▶ _WHAT IS BEING ASKED_
Scan the following material for the string "page" and copy each line in which it appears.

○ ○ ○ ○ ○ ○ ○

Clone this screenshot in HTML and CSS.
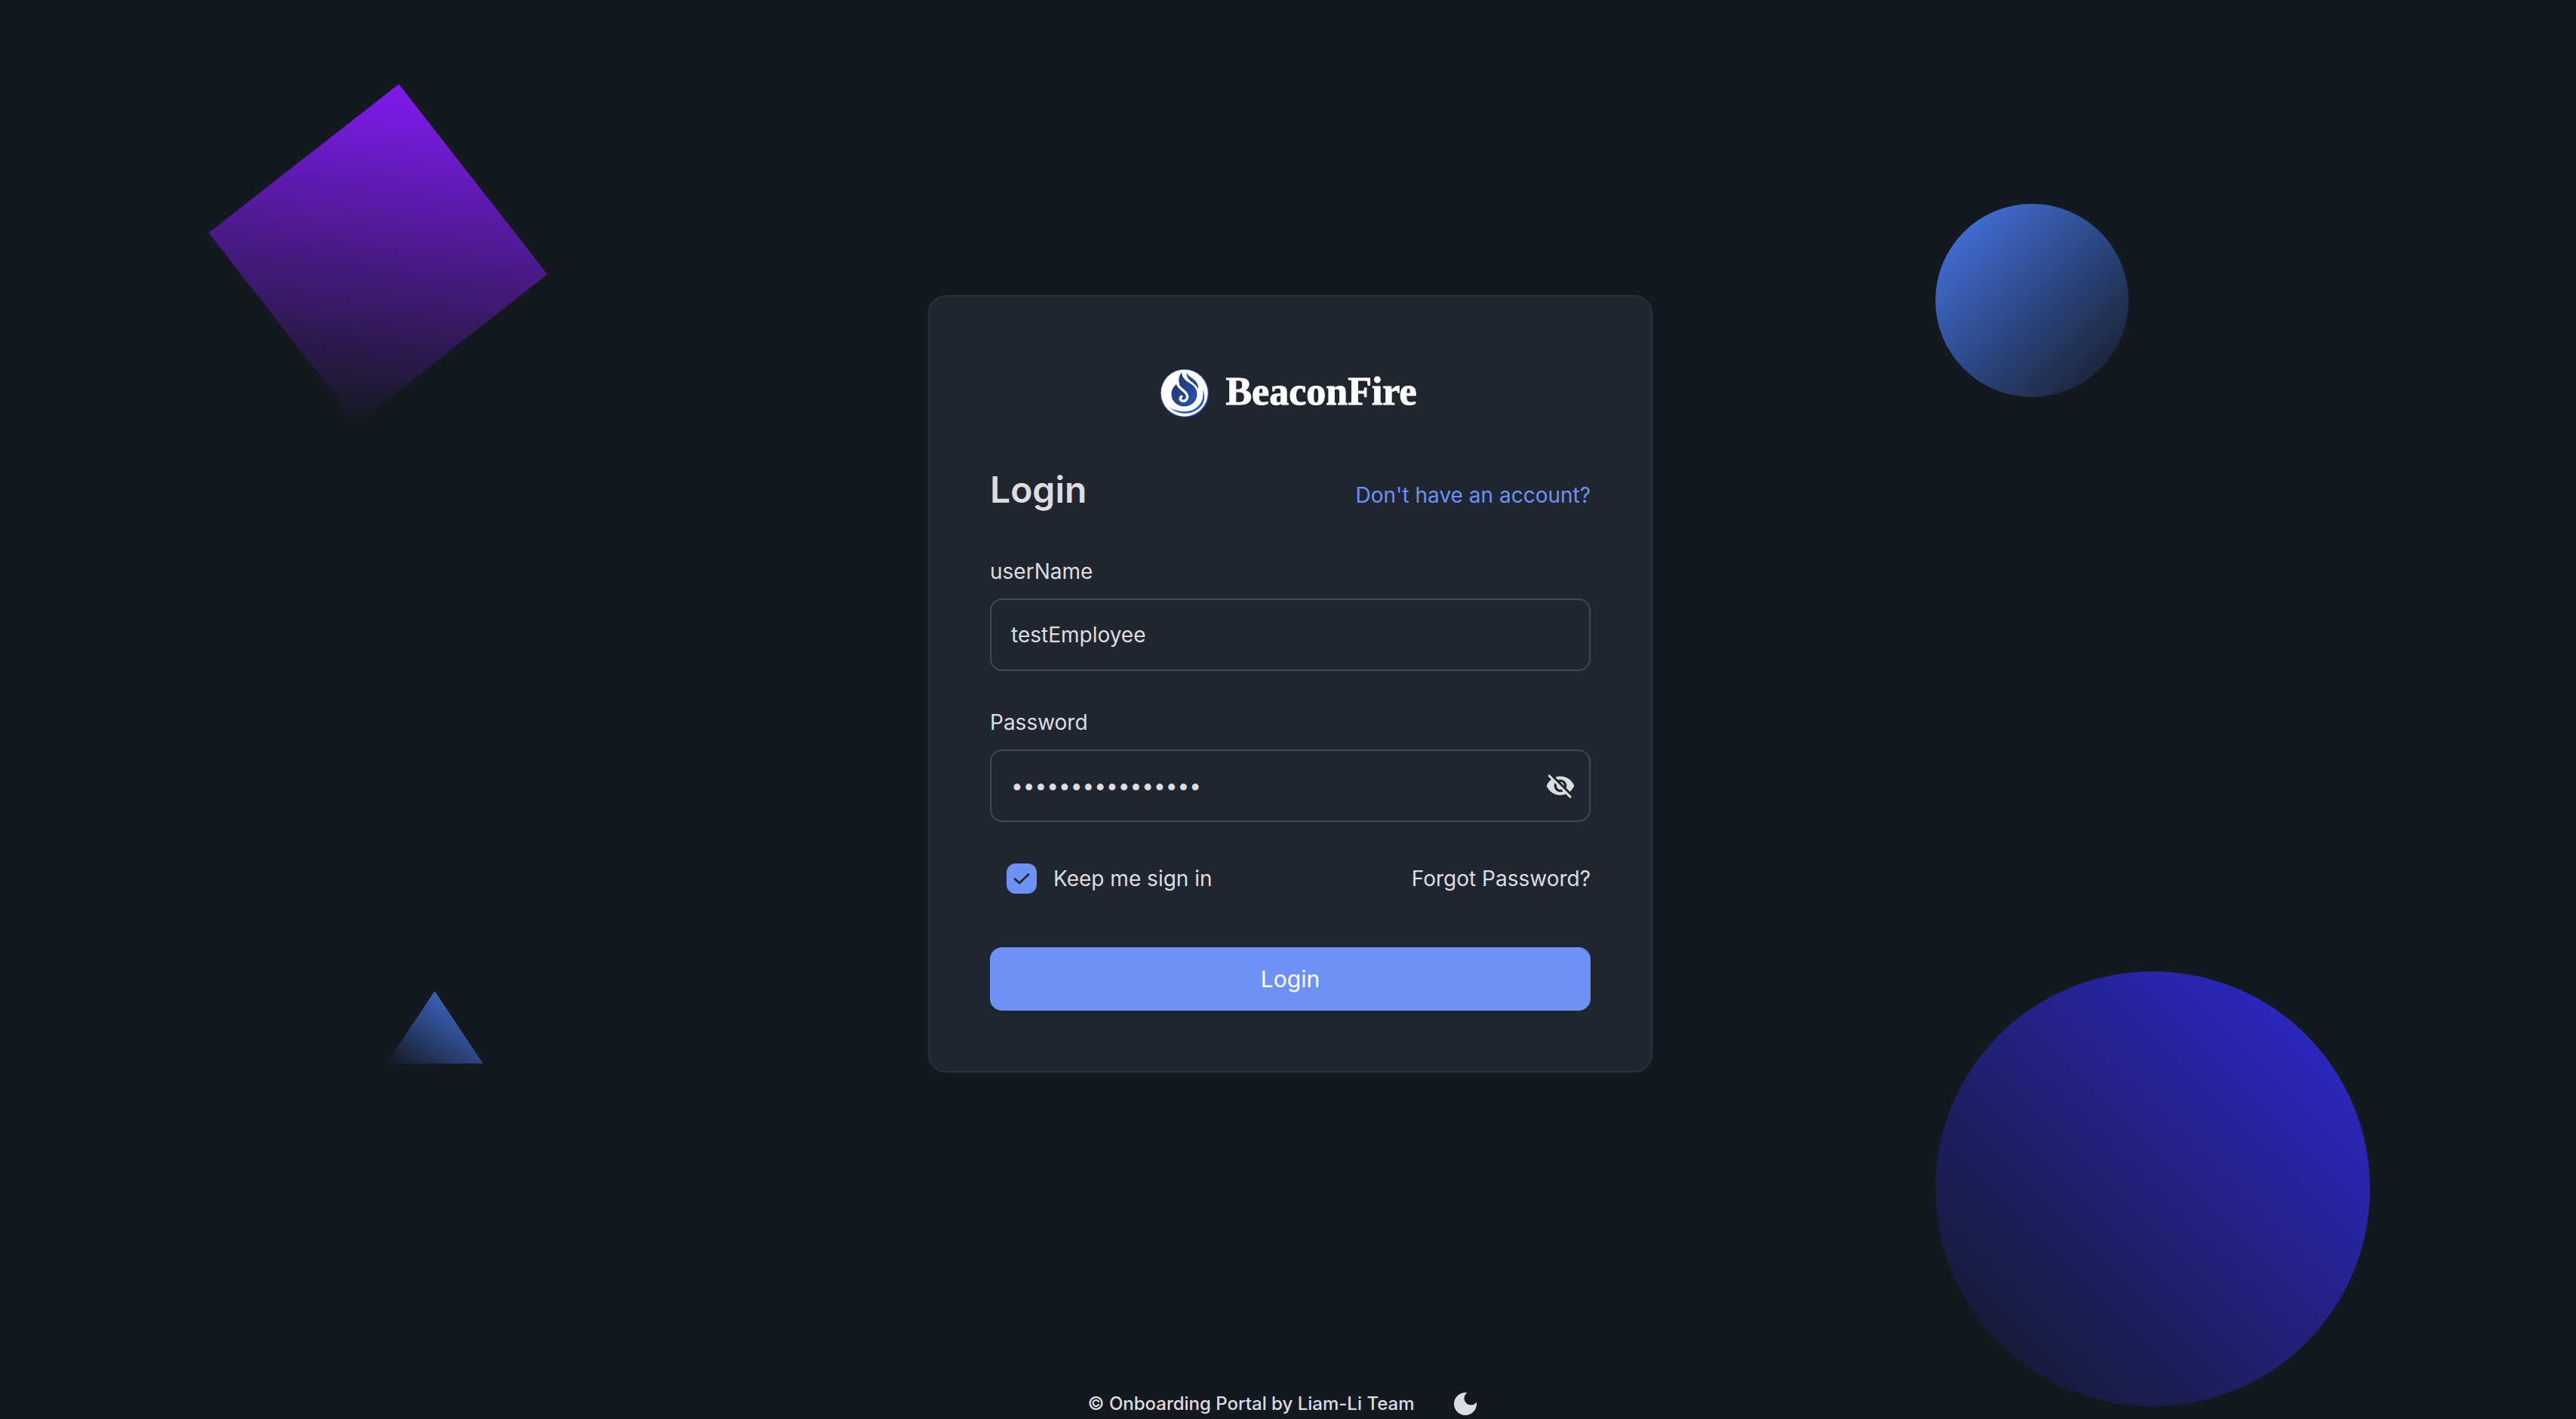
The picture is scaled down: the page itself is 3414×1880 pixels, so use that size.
FILE: index.html
```html
<!DOCTYPE html>
<html lang="en">
<head>
  <meta charset="utf-8">
  <meta name="viewport" content="width=device-width, initial-scale=1">
  <title>BeaconFire Login</title>
  <link rel="stylesheet" href="styles.css">
</head>
<body class="page">
  <div class="backdrop" aria-hidden="true">
    <div class="shape shape-square"></div>
    <div class="shape shape-triangle"></div>
    <div class="shape shape-circle-small"></div>
    <div class="shape shape-circle-large"></div>
  </div>

  <main class="main">
    <form class="card">
      <div class="brand">
        <svg class="brand-logo" viewBox="0 0 64 64" aria-hidden="true">
          <defs>
            <linearGradient id="flame" x1="0" y1="0" x2="1" y2="1">
              <stop offset="0" stop-color="#1c2f66"/>
              <stop offset="1" stop-color="#2c56b4"/>
            </linearGradient>
          </defs>
          <circle cx="32" cy="32" r="32" fill="#2a53b0"/>
          <circle cx="31.7" cy="31.7" r="31" fill="#fff"/>
          <path d="M28 4.500C24.500 9 23 15 25.500 20.500L21.500 19.500C17 23 14.500 28 14.500 33C14.500 42 22 49.500 31.500 49.500C41 49.500 48.500 42.500 48.500 33.500C48.500 25 43 21 37 17.500C32 14.500 28.500 10 28 4.500Z" fill="url(#flame)"/>
          <path d="M22.500 18.500C23 26.500 34.800 28 35.600 36C36 40.500 32 43 29 42.200C25.800 41.200 25.300 37.600 28 36.400" fill="none" stroke="#fff" stroke-width="3.400" stroke-linecap="round"/>
          <path d="M34.500 4.500C36.500 9 41 11 45 14.500C49 18 50.500 22 50 26.500C47 20.500 43 18.500 39.500 15.500C36 12.500 34 9 34.500 4.500Z" fill="#2548a0"/>
          <path d="M56 27.500C58 38 54 48 44 53.500C34 58 22 56.500 12 51C24 60.500 36 60.500 46 55.500C58 49.500 61 37.500 56 27.500Z" fill="#2d5abb"/>
        </svg>
        <span class="brand-name">BeaconFire</span>
      </div>

      <div class="heading">
        <h1 class="title">Login</h1>
        <a class="link link-primary" href="#register">Don't have an account?</a>
      </div>

      <div class="field">
        <label class="label" for="username">userName</label>
        <div class="control">
          <input class="input" id="username" type="text" value="testEmployee">
        </div>
      </div>

      <div class="field">
        <label class="label" for="password">Password</label>
        <div class="control">
          <input class="input" id="password" type="password" value="passwordpassword">
          <button class="icon-button" type="button" aria-label="Toggle password visibility">
            <svg class="icon" viewBox="0 0 24 24" aria-hidden="true"><path d="M12 7c2.76 0 5 2.24 5 5 0 .65-.13 1.26-.36 1.83l2.92 2.92c1.51-1.26 2.700-2.890 3.430-4.750-1.730-4.390-6-7.500-11-7.500-1.400 0-2.740.25-3.980.7l2.160 2.160C10.740 7.130 11.350 7 12 7zM2 4.270l2.280 2.280.46.46C3.080 8.300 1.780 10.020 1 12c1.730 4.390 6 7.500 11 7.500 1.550 0 3.030-.3 4.380-.84l.42.42L19.730 22 21 20.730 3.270 3 2 4.270zM7.530 9.800l1.550 1.550c-.05.21-.08.43-.08.65 0 1.660 1.340 3 3 3 .22 0 .44-.03.65-.08l1.550 1.550c-.67.33-1.410.53-2.200.53-2.760 0-5-2.240-5-5 0-.79.2-1.530.53-2.200zm4.310-.78l3.150 3.150.02-.16c0-1.660-1.340-3-3-3l-.17.01z"/></svg>
          </button>
        </div>
      </div>

      <div class="options">
        <label class="remember">
          <input class="checkbox" type="checkbox" checked>
          Keep me sign in
        </label>
        <a class="link" href="#forgot">Forgot Password?</a>
      </div>

      <button class="submit" type="submit">Login</button>
    </form>
  </main>

  <footer class="footer">
    <span class="copyright">© Onboarding Portal by Liam-Li Team</span>
    <button class="theme-toggle" type="button" aria-label="Toggle theme">
      <svg class="icon" viewBox="0 0 24 24" aria-hidden="true"><path d="M12 3c-4.970 0-9 4.030-9 9s4.030 9 9 9 9-4.030 9-9c0-.46-.04-.92-.1-1.360-.98 1.370-2.580 2.260-4.400 2.260-2.980 0-5.400-2.420-5.400-5.400 0-1.810.89-3.420 2.260-4.400-.44-.06-.9-.1-1.360-.1z"/></svg>
    </button>
  </footer>
</body>
</html>
```

FILE: styles.css
```css
:root {
  --bg: #14191f;
  --card: #20262f;
  --card-border: #2b313b;
  --field-border: #424952;
  --text: #dcdde0;
  --primary: #6c92f7;
}

* {
  box-sizing: border-box;
}

.page {
  position: relative;
  display: flex;
  flex-direction: column;
  min-height: 100vh;
  margin: 0;
  background: var(--bg);
  color: var(--text);
  font-family: Inter, "Liberation Sans", sans-serif;
  font-size: 28px;
  line-height: 40px;
}

/* Decorative shapes behind the card */
.backdrop {
  position: absolute;
  inset: 0;
  overflow: hidden;
}

.shape {
  position: absolute;
}

.shape-square {
  top: 176px;
  left: 10%;
  width: 320px;
  height: 320px;
  background: linear-gradient(135deg, #801bf1, rgba(128, 27, 241, 0));
  transform: rotate(52deg);
}

.shape-triangle {
  top: 1313px;
  left: 15%;
  width: 128px;
  height: 96px;
  background: linear-gradient(215deg, #4778ec, rgba(71, 120, 236, 0));
  clip-path: polygon(50% 0, 100% 100%, 0 100%);
}

.shape-circle-small {
  top: 270px;
  right: calc(8% + 320px);
  width: 256px;
  height: 256px;
  border-radius: 50%;
  background: linear-gradient(135deg, #4778ec, rgba(71, 120, 236, 0));
}

.shape-circle-large {
  top: 1287px;
  right: 8%;
  width: 576px;
  height: 576px;
  border-radius: 50%;
  background: linear-gradient(225deg, #2e29d8, rgba(46, 41, 216, 0));
}

.main {
  position: relative;
  display: flex;
  flex: 1;
  align-items: center;
  justify-content: center;
  padding-left: 6px;
}

.card {
  display: flex;
  flex-direction: column;
  width: 960px;
  padding: 80px;
  border: 2px solid var(--card-border);
  border-radius: 24px;
  background: var(--card);
}

.brand {
  display: flex;
  align-items: center;
  justify-content: center;
  gap: 22px;
  height: 96px;
  margin-bottom: 48px;
  padding-right: 4px;
}

.brand-logo {
  width: 64px;
  height: 64px;
}

.brand-name {
  padding-bottom: 4px;
  color: #fff;
  font-family: "Liberation Serif", serif;
  font-size: 52px;
  font-weight: 700;
  line-height: 64px;
  -webkit-text-stroke: 1px #fff;
}

.heading {
  display: flex;
  align-items: baseline;
  justify-content: space-between;
  margin-bottom: 56px;
}

.title {
  margin: 0;
  font-size: 48px;
  font-weight: 600;
  line-height: 64px;
}

.link {
  color: var(--text);
  text-decoration: none;
}

.link-primary {
  color: var(--primary);
}

.field {
  display: flex;
  flex-direction: column;
  gap: 16px;
}

.field + .field {
  margin-top: 48px;
}

.control {
  display: flex;
  align-items: center;
  height: 96px;
  padding: 0 18px 0 26px;
  border: 2px solid var(--field-border);
  border-radius: 16px;
}

.input {
  flex: 1;
  min-width: 0;
  height: 100%;
  padding: 0;
  border: 0;
  outline: 0;
  background: none;
  color: inherit;
  font: inherit;
}

.icon-button,
.theme-toggle {
  display: flex;
  padding: 0;
  border: 0;
  background: none;
  color: inherit;
}

.icon {
  width: 40px;
  height: 40px;
  fill: currentColor;
}

.options {
  display: flex;
  align-items: center;
  justify-content: space-between;
  height: 86px;
  margin: 32px 0 48px;
}

.remember {
  display: flex;
  align-items: center;
  gap: 22px;
  padding-left: 22px;
}

.checkbox {
  width: 40px;
  height: 40px;
  margin: 0;
  border-radius: 12px;
  appearance: none;
  background: var(--card);
  border: 2px solid var(--field-border);
}

.checkbox:checked {
  border: 0;
  background: var(--primary) url("data:image/svg+xml,%3Csvg xmlns='http://www.w3.org/2000/svg' viewBox='0 0 40 40'%3E%3Cpath d='M11 20.500l6 5.500L29 14.500' fill='none' stroke='%2320262f' stroke-width='2.800' stroke-linecap='round' stroke-linejoin='round'/%3E%3C/svg%3E") center / 40px 40px no-repeat;
}

.submit {
  height: 84px;
  padding: 0;
  border: 0;
  border-radius: 16px;
  background: var(--primary);
  color: #fff;
  font: inherit;
  font-size: 30px;
}

.footer {
  position: relative;
  display: flex;
  align-items: center;
  justify-content: center;
  gap: 38px;
  padding-top: 29px;
}

.copyright {
  font-size: 24px;
  font-weight: 500;
}

.theme-toggle {
  padding: 0 10px;
}
```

○ ○ ○ ○ ○ ○ ○

▶ _REPLY TO THE TASK_
The picture is scaled down: the page itself is 3414×1880 pixels, so use that size.
<body class="page">
.page {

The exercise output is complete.